[Your instructions] Strip the pictures and reproduce the rest of the listing exactly.

--- Begin ---

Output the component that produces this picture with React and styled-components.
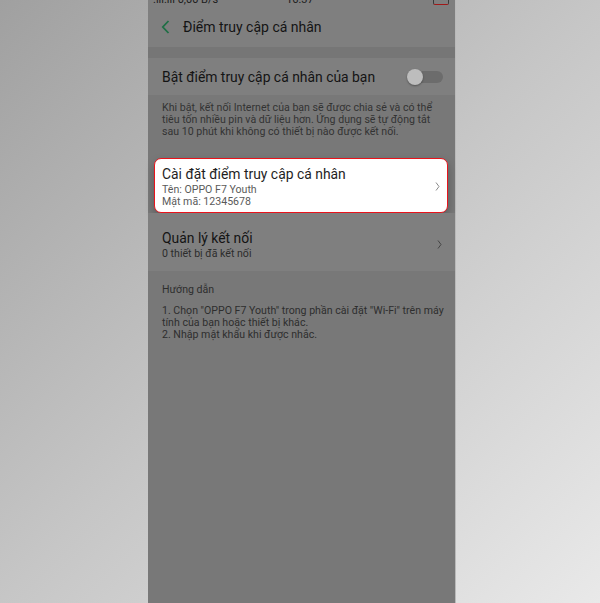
import React from "react";
import styled, { createGlobalStyle } from "styled-components";

const GlobalStyle = createGlobalStyle`
  html, body {
    margin: 0;
    padding: 0;
  }
  body {
    font-family: Roboto, "Noto Sans", sans-serif;
  }
`;

const Page = styled.div`
  width: 600px;
  height: 603px;
  display: flex;
  overflow: hidden;
  background: linear-gradient(135deg, #a0a0a0 0%, #c6c6c6 50%, #e9e9e9 100%);
`;

const Phone = styled.div`
  margin-left: 148px;
  width: 307px;
  height: 603px;
  display: flex;
  flex-direction: column;
  background: #787878;
  border-right: 1px solid #b9b9b9;
`;

const StatusBar = styled.div`
  height: 6px;
  overflow: hidden;
  background: #7f7f7f;
  display: flex;
  align-items: flex-end;
  padding: 0 6px 0 5px;
  font-size: 11px;
  color: #1c1c1c;
  line-height: 14px;
`;

const StatusText = styled.span`
  margin-left: ${(p) => p.$gap || 0}px;
  margin-bottom: -1px;
  white-space: nowrap;
`;

const Battery = styled.span`
  margin-left: auto;
  width: 14px;
  height: 10px;
  border: 1px solid #3a3a3a;
  border-bottom-color: #a01818;
  border-radius: 2px;
  margin-bottom: 1px;
`;

const Header = styled.div`
  height: 41px;
  background: #7f7f7f;
  display: flex;
  align-items: center;
  padding-left: 13px;
  gap: 13px;
`;

const Title = styled.div`
  font-size: 14px;
  color: #141414;
`;

const Band = styled.div`
  height: 11px;
  background: #767676;
`;

const Row = styled.div`
  background: #7f7f7f;
  height: ${(p) => p.$h}px;
  display: flex;
  align-items: center;
  justify-content: space-between;
  padding: ${(p) => p.$top || 0}px 13px 0 14px;
  box-sizing: border-box;
`;

const RowText = styled.div`
  display: flex;
  flex-direction: column;
`;

const MainLabel = styled.div`
  font-size: 13.9px;
  color: ${(p) => (p.$light ? "#1e1e1e" : "#141414")};
  line-height: 20px;
  white-space: nowrap;
`;

const SubLabel = styled.div`
  font-size: 10.6px;
  line-height: 12px;
  white-space: nowrap;
  color: ${(p) => (p.$light ? "#5a5a5a" : "#2c2c2c")};
`;

const Toggle = styled.div`
  position: relative;
  width: 28px;
  height: 12px;
  border-radius: 6px;
  background: #6c6c6c;
  margin-right: -1px;
`;

const Knob = styled.span`
  position: absolute;
  left: -8px;
  top: -2px;
  width: 16px;
  height: 16px;
  border-radius: 50%;
  background: #bdbdbd;
  box-shadow: 0 1px 2px rgba(0, 0, 0, 0.35);
`;

const Note = styled.div`
  padding: 7px 14px 0;
  height: 60px;
  box-sizing: border-box;
  font-size: 10.6px;
  line-height: 12px;
  color: #333;
  white-space: nowrap;
`;

const CardSlot = styled.div`
  padding: 3px 7px 0 6px;
`;

const Card = styled.div`
  height: 55px;
  box-sizing: border-box;
  background: #fff;
  border: 1.5px solid #e8141c;
  border-radius: 7px;
  box-shadow: 0 4px 8px rgba(0, 0, 0, 0.25);
  display: flex;
  align-items: center;
  justify-content: space-between;
  padding: 1px 7px 0 7px;
`;

const Guide = styled.div`
  padding: 13px 14px 0;
  font-size: 10.6px;
  line-height: 12px;
  color: #2e2e2e;
  white-space: nowrap;
`;

const GuideHead = styled.div`
  margin-bottom: 9px;
`;

const Back = () => (
  <svg width="9" height="14" viewBox="0 0 9 14">
    <path d="M7.5 1 L1.8 7 L7.5 13" fill="none" stroke="#1f6f45" strokeWidth="1.8" />
  </svg>
);

const Chevron = ({ color }) => (
  <svg width="5" height="9" viewBox="0 0 5 9">
    <path d="M1 0.5 L4 4.5 L1 8.5" fill="none" stroke={color} strokeWidth="1" />
  </svg>
);

export default function App() {
  return (
    <>
      <GlobalStyle />
      <Page>
        <Phone>
          <StatusBar>
            <StatusText>.ıll.ıll 0,00 B/s</StatusText>
            <StatusText $gap={68}>16:37</StatusText>
            <Battery />
          </StatusBar>
          <Header>
            <Back />
            <Title>Điểm truy cập cá nhân</Title>
          </Header>
          <Band />
          <Row $h={37}>
            <MainLabel>Bật điểm truy cập cá nhân của bạn</MainLabel>
            <Toggle>
              <Knob />
            </Toggle>
          </Row>
          <Note>
            Khi bật, kết nối Internet của bạn sẽ được chia sẻ và có thể
            <br />
            tiêu tốn nhiều pin và dữ liệu hơn. Ứng dụng sẽ tự động tắt
            <br />
            sau 10 phút khi không có thiết bị nào được kết nối.
          </Note>
          <CardSlot>
            <Card>
              <RowText>
                <MainLabel $light>Cài đặt điểm truy cập cá nhân</MainLabel>
                <SubLabel $light>Tên: OPPO F7 Youth</SubLabel>
                <SubLabel $light>Mật mã: 12345678</SubLabel>
              </RowText>
              <Chevron color="#8a8a8a" />
            </Card>
          </CardSlot>
          <Row $h={58} $top={4}>
            <RowText>
              <MainLabel>Quản lý kết nối</MainLabel>
              <SubLabel>0 thiết bị đã kết nối</SubLabel>
            </RowText>
            <Chevron color="#444" />
          </Row>
          <Guide>
            <GuideHead>Hướng dẫn</GuideHead>
            1. Chọn "OPPO F7 Youth" trong phần cài đặt "Wi-Fi" trên máy
            <br />
            tính của bạn hoặc thiết bị khác.
            <br />
            2. Nhập mật khẩu khi được nhắc.
          </Guide>
        </Phone>
      </Page>
    </>
  );
}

--- End ---

[Exercise answer]
Output the component that produces this picture with React and styled-components.
import React from "react";
import styled, { createGlobalStyle } from "styled-components";

const GlobalStyle = createGlobalStyle`
  html, body {
    margin: 0;
    padding: 0;
  }
  body {
    font-family: Roboto, "Noto Sans", sans-serif;
  }
`;

const Page = styled.div`
  width: 600px;
  height: 603px;
  display: flex;
  overflow: hidden;
  background: linear-gradient(135deg, #a0a0a0 0%, #c6c6c6 50%, #e9e9e9 100%);
`;

const Phone = styled.div`
  margin-left: 148px;
  width: 307px;
  height: 603px;
  display: flex;
  flex-direction: column;
  background: #787878;
  border-right: 1px solid #b9b9b9;
`;

const StatusBar = styled.div`
  height: 6px;
  overflow: hidden;
  background: #7f7f7f;
  display: flex;
  align-items: flex-end;
  padding: 0 6px 0 5px;
  font-size: 11px;
  color: #1c1c1c;
  line-height: 14px;
`;

const StatusText = styled.span`
  margin-left: ${(p) => p.$gap || 0}px;
  margin-bottom: -1px;
  white-space: nowrap;
`;

const Battery = styled.span`
  margin-left: auto;
  width: 14px;
  height: 10px;
  border: 1px solid #3a3a3a;
  border-bottom-color: #a01818;
  border-radius: 2px;
  margin-bottom: 1px;
`;

const Header = styled.div`
  height: 41px;
  background: #7f7f7f;
  display: flex;
  align-items: center;
  padding-left: 13px;
  gap: 13px;
`;

const Title = styled.div`
  font-size: 14px;
  color: #141414;
`;

const Band = styled.div`
  height: 11px;
  background: #767676;
`;

const Row = styled.div`
  background: #7f7f7f;
  height: ${(p) => p.$h}px;
  display: flex;
  align-items: center;
  justify-content: space-between;
  padding: ${(p) => p.$top || 0}px 13px 0 14px;
  box-sizing: border-box;
`;

const RowText = styled.div`
  display: flex;
  flex-direction: column;
`;

const MainLabel = styled.div`
  font-size: 13.9px;
  color: ${(p) => (p.$light ? "#1e1e1e" : "#141414")};
  line-height: 20px;
  white-space: nowrap;
`;

const SubLabel = styled.div`
  font-size: 10.6px;
  line-height: 12px;
  white-space: nowrap;
  color: ${(p) => (p.$light ? "#5a5a5a" : "#2c2c2c")};
`;

const Toggle = styled.div`
  position: relative;
  width: 28px;
  height: 12px;
  border-radius: 6px;
  background: #6c6c6c;
  margin-right: -1px;
`;

const Knob = styled.span`
  position: absolute;
  left: -8px;
  top: -2px;
  width: 16px;
  height: 16px;
  border-radius: 50%;
  background: #bdbdbd;
  box-shadow: 0 1px 2px rgba(0, 0, 0, 0.35);
`;

const Note = styled.div`
  padding: 7px 14px 0;
  height: 60px;
  box-sizing: border-box;
  font-size: 10.6px;
  line-height: 12px;
  color: #333;
  white-space: nowrap;
`;

const CardSlot = styled.div`
  padding: 3px 7px 0 6px;
`;

const Card = styled.div`
  height: 55px;
  box-sizing: border-box;
  background: #fff;
  border: 1.5px solid #e8141c;
  border-radius: 7px;
  box-shadow: 0 4px 8px rgba(0, 0, 0, 0.25);
  display: flex;
  align-items: center;
  justify-content: space-between;
  padding: 1px 7px 0 7px;
`;

const Guide = styled.div`
  padding: 13px 14px 0;
  font-size: 10.6px;
  line-height: 12px;
  color: #2e2e2e;
  white-space: nowrap;
`;

const GuideHead = styled.div`
  margin-bottom: 9px;
`;

const Back = () => (
  <svg width="9" height="14" viewBox="0 0 9 14">
    <path d="M7.5 1 L1.8 7 L7.5 13" fill="none" stroke="#1f6f45" strokeWidth="1.8" />
  </svg>
);

const Chevron = ({ color }) => (
  <svg width="5" height="9" viewBox="0 0 5 9">
    <path d="M1 0.5 L4 4.5 L1 8.5" fill="none" stroke={color} strokeWidth="1" />
  </svg>
);

export default function App() {
  return (
    <>
      <GlobalStyle />
      <Page>
        <Phone>
          <StatusBar>
            <StatusText>.ıll.ıll 0,00 B/s</StatusText>
            <StatusText $gap={68}>16:37</StatusText>
            <Battery />
          </StatusBar>
          <Header>
            <Back />
            <Title>Điểm truy cập cá nhân</Title>
          </Header>
          <Band />
          <Row $h={37}>
            <MainLabel>Bật điểm truy cập cá nhân của bạn</MainLabel>
            <Toggle>
              <Knob />
            </Toggle>
          </Row>
          <Note>
            Khi bật, kết nối Internet của bạn sẽ được chia sẻ và có thể
            <br />
            tiêu tốn nhiều pin và dữ liệu hơn. Ứng dụng sẽ tự động tắt
            <br />
            sau 10 phút khi không có thiết bị nào được kết nối.
          </Note>
          <CardSlot>
            <Card>
              <RowText>
                <MainLabel $light>Cài đặt điểm truy cập cá nhân</MainLabel>
                <SubLabel $light>Tên: OPPO F7 Youth</SubLabel>
                <SubLabel $light>Mật mã: 12345678</SubLabel>
              </RowText>
              <Chevron color="#8a8a8a" />
            </Card>
          </CardSlot>
          <Row $h={58} $top={4}>
            <RowText>
              <MainLabel>Quản lý kết nối</MainLabel>
              <SubLabel>0 thiết bị đã kết nối</SubLabel>
            </RowText>
            <Chevron color="#444" />
          </Row>
          <Guide>
            <GuideHead>Hướng dẫn</GuideHead>
            1. Chọn "OPPO F7 Youth" trong phần cài đặt "Wi-Fi" trên máy
            <br />
            tính của bạn hoặc thiết bị khác.
            <br />
            2. Nhập mật khẩu khi được nhắc.
          </Guide>
        </Phone>
      </Page>
    </>
  );
}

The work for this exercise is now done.